I would like to encode this in the type system. Here are a few reasons/circumstances why this might be desirable:
Let the functions f and g have a more informative signature than just ::T
Enforce that implementations of f and g do not accidentally return a forbidden type that users of the implementation then accidentally use
Allow code reuse, e.g. when helper functions are involved that only operate on subsets of type T
Avoid boilerplate code (see below)
Make refactoring (much!) easier
One way to do this is to split up the algebraic datatype and wrap the individual types as needed:
data A = A
data B = B
data C = C
data Retf = RetfA A | RetfB B
data Retg = RetgB B | RetgC C
f :: Retf
g :: Retg
This works, and is easy to understand, but carries a lot of boilerplate for frequent unwrapping of the return types Retf and Retg.

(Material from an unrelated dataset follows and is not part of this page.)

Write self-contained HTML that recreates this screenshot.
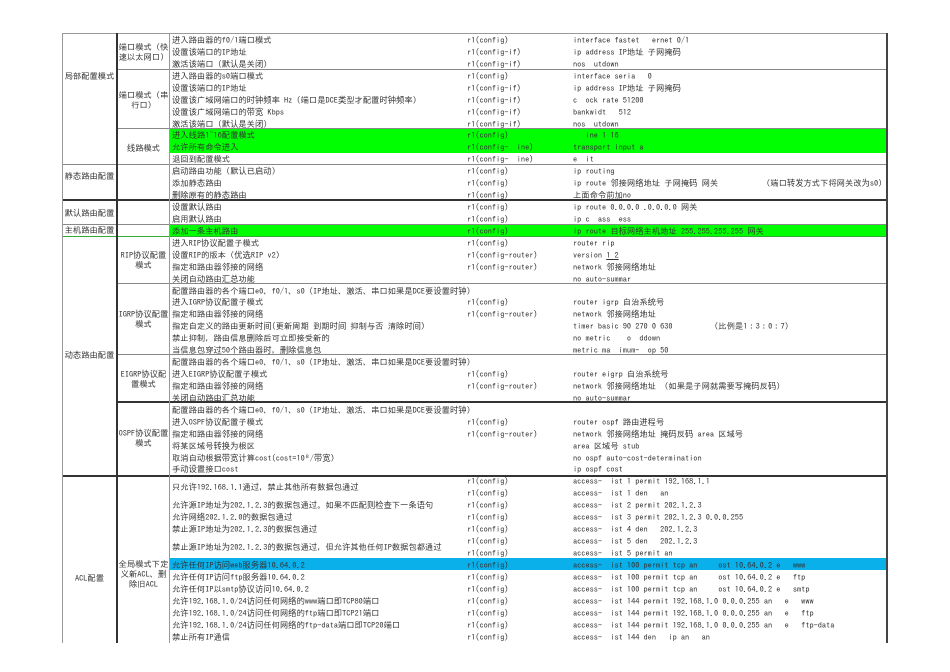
<!DOCTYPE html>
<html><head><meta charset="utf-8">
<style>
html,body{margin:0;padding:0;background:#fff;}
body{width:950px;height:672px;position:relative;overflow:hidden;font-family:"IPAGothic","Noto Sans CJK SC",monospace;font-size:8.3px;color:#333;}
.r{position:absolute;left:0;width:950px;height:12px;line-height:12px;white-space:pre;top:calc(34px + 11.93px * var(--i));}
.r span{position:absolute;top:0;}
.a{left:172px}.b{left:467px}.c{left:573px}
.g{position:absolute;left:170px;width:717px;background:#00ff00;}
.bl{position:absolute;left:170px;width:717px;background:#0ab0ea;}
.h{position:absolute;height:1px;background:#888;}
.hd{position:absolute;height:2px;background:#333;}
.v{position:absolute;width:1px;background:#999;}
.l1{position:absolute;left:62px;width:55px;text-align:center;white-space:pre;line-height:10px;}
.l2{position:absolute;left:117px;width:53px;text-align:center;white-space:pre;line-height:10px;}
</style></head><body>
<div class="g" style="top:129px;height:24px"></div>
<div class="g" style="top:224.5px;height:12px"></div>
<div class="bl" style="top:558px;height:12px"></div>

<div class="h" style="top:33px;left:62px;width:825px;background:#999"></div>
<div class="h" style="top:69px;left:117px;width:770px"></div>
<div class="h" style="top:128px;left:117px;width:770px"></div>
<div class="h" style="top:164px;left:62px;width:825px"></div>
<div class="hd" style="top:199px;left:62px;width:825px"></div>
<div class="h" style="top:224px;left:62px;width:825px"></div>
<div class="h" style="top:236px;left:62px;width:825px;background:#3a3"></div>
<div class="h" style="top:283px;left:117px;width:770px"></div>
<div class="h" style="top:354px;left:117px;width:770px"></div>
<div class="hd" style="top:401px;left:117px;width:770px"></div>
<div class="hd" style="top:475px;left:62px;width:825px"></div>

<div class="v" style="left:62px;top:33px;height:610px"></div>
<div class="v" style="left:116px;top:33px;height:610px;width:2px;background:#333"></div>
<div class="v" style="left:169px;top:33px;height:610px"></div>
<div class="v" style="left:886px;top:33px;height:610px;width:2px;background:#444"></div>

<div class="l1" style="top:71px">局部配置模式</div>
<div class="l1" style="top:171px">静态路由配置</div>
<div class="l1" style="top:208px">默认路由配置</div>
<div class="l1" style="top:225px">主机路由配置</div>
<div class="l1" style="top:350px">动态路由配置</div>
<div class="l1" style="top:573px">ACL配置</div>

<div class="l2" style="top:42px">端口模式（快
速以太网口）</div>
<div class="l2" style="top:90px">端口模式（串
行口）</div>
<div class="l2" style="top:143px">线路模式</div>
<div class="l2" style="top:250px">RIP协议配置
模式</div>
<div class="l2" style="top:309px">IGRP协议配置
模式</div>
<div class="l2" style="top:369px">EIGRP协议配
置模式</div>
<div class="l2" style="top:428px">OSPF协议配置
模式</div>
<div class="l2" style="top:559px">全局模式下定
义新ACL、删
除旧ACL</div>

<div class="r" style="--i:0"><span class="a">进入路由器的f0/1端口模式</span><span class="b">r1(config)</span><span class="c">interface fastet   ernet 0/1</span></div>
<div class="r" style="--i:1"><span class="a">设置该端口的IP地址</span><span class="b">r1(config-if)</span><span class="c">ip address IP地址 子网掩码</span></div>
<div class="r" style="--i:2"><span class="a">激活该端口（默认是关闭）</span><span class="b">r1(config-if)</span><span class="c">nos  utdown</span></div>
<div class="r" style="--i:3"><span class="a">进入路由器的s0端口模式</span><span class="b">r1(config)</span><span class="c">interface seria   0</span></div>
<div class="r" style="--i:4"><span class="a">设置该端口的IP地址</span><span class="b">r1(config-if)</span><span class="c">ip address IP地址 子网掩码</span></div>
<div class="r" style="--i:5"><span class="a">设置该广域网端口的时钟频率 Hz（端口是DCE类型才配置时钟频率）</span><span class="b">r1(config-if)</span><span class="c">c  ock rate 51200</span></div>
<div class="r" style="--i:6"><span class="a">设置该广域网端口的带宽 Kbps</span><span class="b">r1(config-if)</span><span class="c">bankwidt   512</span></div>
<div class="r" style="--i:7"><span class="a">激活该端口（默认是关闭）</span><span class="b">r1(config-if)</span><span class="c">nos  utdown</span></div>
<div class="r" style="--i:8"><span class="a">进入线路1~16配置模式</span><span class="b">r1(config)</span><span class="c">   ine 1 16</span></div>
<div class="r" style="--i:9"><span class="a">允许所有命令进入</span><span class="b">r1(config-  ine)</span><span class="c">transport input a</span></div>
<div class="r" style="--i:10"><span class="a">退回到配置模式</span><span class="b">r1(config-  ine)</span><span class="c">e  it</span></div>
<div class="r" style="--i:11"><span class="a">启动路由功能（默认已启动）</span><span class="b">r1(config)</span><span class="c">ip routing</span></div>
<div class="r" style="--i:12"><span class="a">添加静态路由</span><span class="b">r1(config)</span><span class="c">ip route 邻接网络地址 子网掩码 网关</span><span style="left:762px">（端口转发方式下将网关改为s0）</span></div>
<div class="r" style="--i:13"><span class="a">删除原有的静态路由</span><span class="b">r1(config)</span><span class="c">上面命令前加no</span></div>
<div class="r" style="--i:14"><span class="a">设置默认路由</span><span class="b">r1(config)</span><span class="c">ip route 0.0.0.0 .0.0.0.0 网关</span></div>
<div class="r" style="--i:15"><span class="a">启用默认路由</span><span class="b">r1(config)</span><span class="c">ip c  ass  ess</span></div>
<div class="r" style="--i:16"><span class="a">添加一条主机路由</span><span class="b">r1(config)</span><span class="c">ip route 目标网络主机地址 255.255.255.255 网关</span></div>
<div class="r" style="--i:17"><span class="a">进入RIP协议配置子模式</span><span class="b">r1(config)</span><span class="c">router rip</span></div>
<div class="r" style="--i:18"><span class="a">设置RIP的版本（优选RIP v2）</span><span class="b">r1(config-router)</span><span class="c">version <u>1 2</u></span></div>
<div class="r" style="--i:19"><span class="a">指定和路由器邻接的网络</span><span class="b">r1(config-router)</span><span class="c">network 邻接网络地址</span></div>
<div class="r" style="--i:20"><span class="a">关闭自动路由汇总功能</span><span class="c">no auto-summar</span></div>
<div class="r" style="--i:21"><span class="a">配置路由器的各个端口e0、f0/1、s0（IP地址、激活、串口如果是DCE要设置时钟）</span></div>
<div class="r" style="--i:22"><span class="a">进入IGRP协议配置子模式</span><span class="b">r1(config)</span><span class="c">router igrp 自治系统号</span></div>
<div class="r" style="--i:23"><span class="a">指定和路由器邻接的网络</span><span class="b">r1(config-router)</span><span class="c">network 邻接网络地址</span></div>
<div class="r" style="--i:24"><span class="a">指定自定义的路由更新时间(更新周期 到期时间 抑制与否 清除时间)</span><span class="c">timer basic 90 270 0 630</span><span style="left:710px">（比例是1：3：0：7）</span></div>
<div class="r" style="--i:25"><span class="a">禁止抑制，路由信息删除后可立即接受新的</span><span class="c">no metric    o  ddown</span></div>
<div class="r" style="--i:26"><span class="a">当信息包穿过50个路由器时，删除信息包</span><span class="c">metric ma  imum-  op 50</span></div>
<div class="r" style="--i:27"><span class="a">配置路由器的各个端口e0、f0/1、s0（IP地址、激活、串口如果是DCE要设置时钟）</span></div>
<div class="r" style="--i:28"><span class="a">进入EIGRP协议配置子模式</span><span class="b">r1(config)</span><span class="c">router eigrp 自治系统号</span></div>
<div class="r" style="--i:29"><span class="a">指定和路由器邻接的网络</span><span class="b">r1(config-router)</span><span class="c">network 邻接网络地址 （如果是子网就需要写掩码反码）</span></div>
<div class="r" style="--i:30"><span class="a">关闭自动路由汇总功能</span><span class="c">no auto-summar</span></div>
<div class="r" style="--i:31"><span class="a">配置路由器的各个端口e0、f0/1、s0（IP地址、激活、串口如果是DCE要设置时钟）</span></div>
<div class="r" style="--i:32"><span class="a">进入OSPF协议配置子模式</span><span class="b">r1(config)</span><span class="c">router ospf 路由进程号</span></div>
<div class="r" style="--i:33"><span class="a">指定和路由器邻接的网络</span><span class="b">r1(config-router)</span><span class="c">network 邻接网络地址 掩码反码 area 区域号</span></div>
<div class="r" style="--i:34"><span class="a">将某区域号转换为根区</span><span class="c">area 区域号 stub</span></div>
<div class="r" style="--i:35"><span class="a">取消自动根据带宽计算cost(cost=10⁸/带宽)</span><span class="c">no ospf auto-cost-determination</span></div>
<div class="r" style="--i:36"><span class="a">手动设置接口cost</span><span class="c">ip ospf cost</span></div>

<div class="r" style="--i:37.5"><span class="a">只允许192.168.1.1通过，禁止其他所有数据包通过</span></div>
<div class="r" style="--i:37"><span class="b">r1(config)</span><span class="c">access-  ist 1 permit 192.168.1.1</span></div>
<div class="r" style="--i:38"><span class="b">r1(config)</span><span class="c">access-  ist 1 den   an</span></div>
<div class="r" style="--i:39"><span class="a">允许源IP地址为202.1.2.3的数据包通过。如果不匹配则检查下一条语句</span><span class="b">r1(config)</span><span class="c">access-  ist 2 permit 202.1.2.3</span></div>
<div class="r" style="--i:40"><span class="a">允许网络202.1.2.0的数据包通过</span><span class="b">r1(config)</span><span class="c">access-  ist 3 permit 202.1.2.3 0.0.0.255</span></div>
<div class="r" style="--i:41"><span class="a">禁止源IP地址为202.1.2.3的数据包通过</span><span class="b">r1(config)</span><span class="c">access-  ist 4 den   202.1.2.3</span></div>
<div class="r" style="--i:42.5"><span class="a">禁止源IP地址为202.1.2.3的数据包通过，但允许其他任何IP数据包都通过</span></div>
<div class="r" style="--i:42"><span class="b">r1(config)</span><span class="c">access-  ist 5 den   202.1.2.3</span></div>
<div class="r" style="--i:43"><span class="b">r1(config)</span><span class="c">access-  ist 5 permit an</span></div>
<div class="r" style="--i:44"><span class="a">允许任何IP访问web服务器10.64.0.2</span><span class="b">r1(config)</span><span class="c">access-  ist 100 permit tcp an     ost 10.64.0.2 e   www</span></div>
<div class="r" style="--i:45"><span class="a">允许任何IP访问ftp服务器10.64.0.2</span><span class="b">r1(config)</span><span class="c">access-  ist 100 permit tcp an     ost 10.64.0.2 e   ftp</span></div>
<div class="r" style="--i:46"><span class="a">允许任何IP以smtp协议访问10.64.0.2</span><span class="b">r1(config)</span><span class="c">access-  ist 100 permit tcp an     ost 10.64.0.2 e   smtp</span></div>
<div class="r" style="--i:47"><span class="a">允许192.168.1.0/24访问任何网络的www端口即TCP80端口</span><span class="b">r1(config)</span><span class="c">access-  ist 144 permit 192.168.1.0 0.0.0.255 an   e   www</span></div>
<div class="r" style="--i:48"><span class="a">允许192.168.1.0/24访问任何网络的ftp端口即TCP21端口</span><span class="b">r1(config)</span><span class="c">access-  ist 144 permit 192.168.1.0 0.0.0.255 an   e   ftp</span></div>
<div class="r" style="--i:49"><span class="a">允许192.168.1.0/24访问任何网络的ftp-data端口即TCP20端口</span><span class="b">r1(config)</span><span class="c">access-  ist 144 permit 192.168.1.0 0.0.0.255 an   e   ftp-data</span></div>
<div class="r" style="--i:50"><span class="a">禁止所有IP通信</span><span class="b">r1(config)</span><span class="c">access-  ist 144 den   ip an   an</span></div>
</body></html>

I don't see polymorphism being of any help, here.
So, probably, this is a case for dependent types. It's not really a type-level list, rather a type-level set, but I've never seen a type-level set.
The goal, in the end, is to encode the domain knowledge via the types, so that compile-time checks are available, without having excessive boilerplate. (The boilerplate gets really annoying when there are lots of types and lots of functions.)
Define an auxiliary sum type (to be used as a data kind) where each branch corresponds to a version of your main type:
{-# LANGUAGE FlexibleInstances #-}
{-# LANGUAGE StandaloneKindSignatures #-}
{-# LANGUAGE StandaloneDeriving #-}
{-# LANGUAGE DataKinds #-}
import Data.Kind
import Data.Void
import GHC.TypeLits
data Version = AllEnabled | SomeDisabled
Then define a type family that maps the version and the constructor name (given as a type-level Symbol) to the type () if that branch is allowed, and to the empty type Void if it's disallowed.
type Enabled :: Version -> Symbol -> Type
type family Enabled v ctor where
Enabled SomeDisabled "C" = Void
Enabled _ _ = ()
Then define your type as follows:
type T :: Version -> Type
data T v = A !(Enabled v "A")
| B !(Enabled v "B")
| C !(Enabled v "C")
(The strictness annotations are there to help the exhaustivity checker.)
Typeclass instances can be derived, but separately for each version:
deriving instance Show (T AllEnabled)
deriving instance Eq (T AllEnabled)
deriving instance Show (T SomeDisabled)
deriving instance Eq (T SomeDisabled)
Here's an example of use:
noC :: T SomeDisabled
noC = A ()
main :: IO ()
main = print $ case noC of
A _ -> "A"
B _ -> "B"
-- this doesn't give a warning with -Wincomplete-patterns
This solution makes pattern-matching and construction more cumbersome, because those () are always there.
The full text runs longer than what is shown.